Kris: “It’s important to hold your ground, stand by your own morals and beliefs, and not succumb to pressures.”
Kris is a site administrator at Mastermyne. She began her 10-year career in mining working as an operator in open cut mines around Queensland before switching to administration.
The Mastermyne Group Ltd is a leading provider of specialist contracting services to coal-producing areas on the east coast of Australia. Over the past 20 years, it has provided services including roadway development, outbye mine services, secondary support, ventilation, longwall installation, conveyor installation, directional drilling, mine operations, access solutions, protective coatings, mining and industrial consumables, and other major mining project requirements.
Why did you choose mining?
I had seen the dump trucks and really wanted to be a part of that scene. It was a clichéd moment of being in the right place at the right time in terms of how I got a foot in the door though. Fortunately, I was an operator for five years in various open cut mines around Queensland before I got an opportunity to switch into underground administration.
What is your experience of being a woman working in the mining industry?
I find that open cut and underground pits are very different. My experience on the whole has been a great one – I truly love the mining environment. I’m interested in the processes, and I enjoy going underground on occasion in my current role to put what is happening on paper in perspective as to how it develops in the mine.

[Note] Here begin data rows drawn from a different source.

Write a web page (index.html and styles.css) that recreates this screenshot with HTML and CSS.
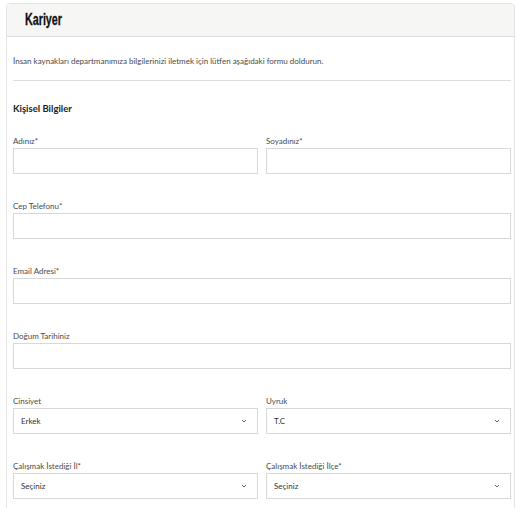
FILE: index.html
```html
<!DOCTYPE html>
<html lang="tr">
<head>
<meta charset="utf-8">
<link rel="stylesheet" href="styles.css">
</head>
<body>
<div class="page">
  <div class="card">
    <div class="card-header"><h1 class="title">Kariyer</h1></div>
    <div class="card-body">
      <p class="intro">İnsan kaynakları departmanımıza bilgilerinizi iletmek için lütfen aşağıdaki formu doldurun.</p>
      <div class="divider"></div>
      <h2 class="section">Kişisel Bilgiler</h2>
      <div class="grid">
        <div class="field"><label class="label">Adınız*</label><div class="input"></div></div>
        <div class="field"><label class="label">Soyadınız*</label><div class="input"></div></div>
        <div class="field full"><label class="label">Cep Telefonu*</label><div class="input"></div></div>
        <div class="field full"><label class="label">Email Adresi*</label><div class="input"></div></div>
        <div class="field full"><label class="label">Doğum Tarihiniz</label><div class="input"></div></div>
        <div class="field"><label class="label">Cinsiyet</label><div class="input select"><span>Erkek</span><svg class="chev" width="6" height="4" viewBox="0 0 6 4"><path d="M1 1 L3 3 L5 1" fill="none" stroke="#666" stroke-width="1"/></svg></div></div>
        <div class="field"><label class="label">Uyruk</label><div class="input select"><span>T.C</span><svg class="chev" width="6" height="4" viewBox="0 0 6 4"><path d="M1 1 L3 3 L5 1" fill="none" stroke="#666" stroke-width="1"/></svg></div></div>
        <div class="field"><label class="label">Çalışmak İstediği İl*</label><div class="input select"><span>Seçiniz</span><svg class="chev" width="6" height="4" viewBox="0 0 6 4"><path d="M1 1 L3 3 L5 1" fill="none" stroke="#666" stroke-width="1"/></svg></div></div>
        <div class="field"><label class="label">Çalışmak İstediği İlçe*</label><div class="input select"><span>Seçiniz</span><svg class="chev" width="6" height="4" viewBox="0 0 6 4"><path d="M1 1 L3 3 L5 1" fill="none" stroke="#666" stroke-width="1"/></svg></div></div>
      </div>
    </div>
  </div>
</div>
</body>
</html>
```
FILE: styles.css
```css
html, body {
  margin: 0;
  padding: 0;
  background: #fff;
}
.page {
  padding: 3px 1px 0 6px;
  font-family: "Lato", "Noto Sans", "Liberation Sans", sans-serif;
  color: #444;
}
.card {
  border: 1px solid #e4e4e4;
  border-bottom: none;
  border-radius: 5px 5px 0 0;
  height: 520px;
}
.card-header {
  height: 32px;
  background: #f6f6f4;
  border-bottom: 1px solid #dcdcdc;
  border-radius: 5px 5px 0 0;
  display: flex;
  align-items: center;
  padding-left: 18px;
}
.title {
  margin: 0;
  font-family: "Liberation Sans", "DejaVu Sans", sans-serif;
  font-weight: bold;
  font-size: 16px;
  color: #111;
  transform: scaleX(0.67);
  transform-origin: left center;
  -webkit-text-stroke: 0.3px #111;
}
.card-body {
  padding: 0 3px 0 6px;
}
.intro {
  margin: 19px 0 0;
  font-size: 8px;
  line-height: 10px;
  color: #4a4a4a;
}
.divider {
  margin-top: 14px;
  height: 1px;
  background: #dedede;
}
.section {
  margin: 22px 0 0;
  font-size: 9.5px;
  line-height: 12px;
  font-weight: bold;
  color: #222;
}
.grid {
  margin-top: 21px;
  display: grid;
  grid-template-columns: 1fr 1fr;
  column-gap: 8px;
  row-gap: 27px;
}
.field {
  display: flex;
  flex-direction: column;
  gap: 2px;
}
.full {
  grid-column: 1 / -1;
}
.label {
  font-size: 8px;
  line-height: 10px;
  color: #4a4a4a;
}
.input {
  height: 24px;
  border: 1px solid #d8d8d8;
  background: #fff;
}
.select {
  display: flex;
  align-items: center;
  justify-content: space-between;
  padding: 0 10px 0 7px;
  font-size: 8px;
  color: #333;
}
.chev {
  display: block;
}
```
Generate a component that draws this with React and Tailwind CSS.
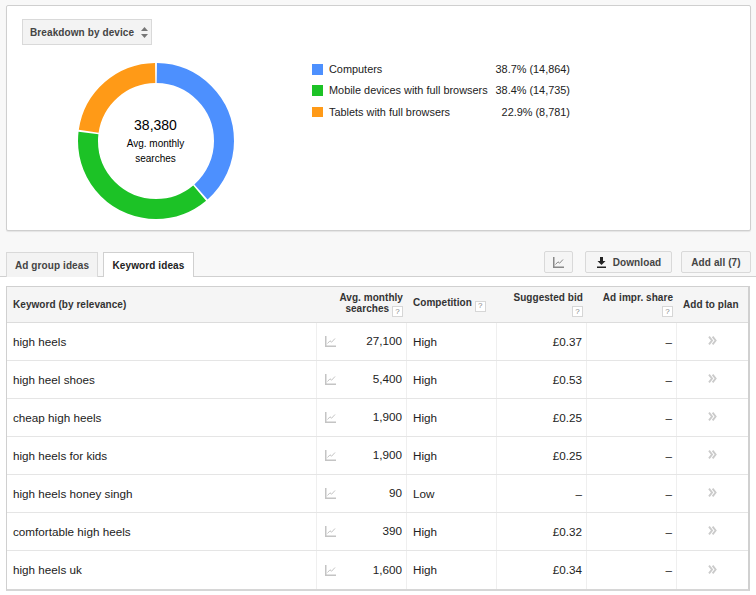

Could you tell us about some challenges you have faced in the resources sector and how you overcame them?
I have had unwanted sexual advances and texts and have been bullied by superiors and peers.
I have become a strong-willed person – 10 years in the industry has hardened me up. Obviously, each situation is different, and I have learnt over my years what boundaries are acceptable and what is pushing it. It’s important to hold your ground, stand by your own morals and beliefs, and not succumb to pressures.
Any advice to young women starting out?
It’s a great industry – there are some amazing people who will guide and teach if you are keen and show interest. Don’t get caught up in bitchiness and gossip (yes, the boys are just as bad, if not worse) and don’t be afraid to stand up for yourself when required.
In recognition of women’s contributions to the resources sector and to celebrate International Women’s Day on 8 March 2018, Commit Works is publishing a series of interviews with clients and employees this month.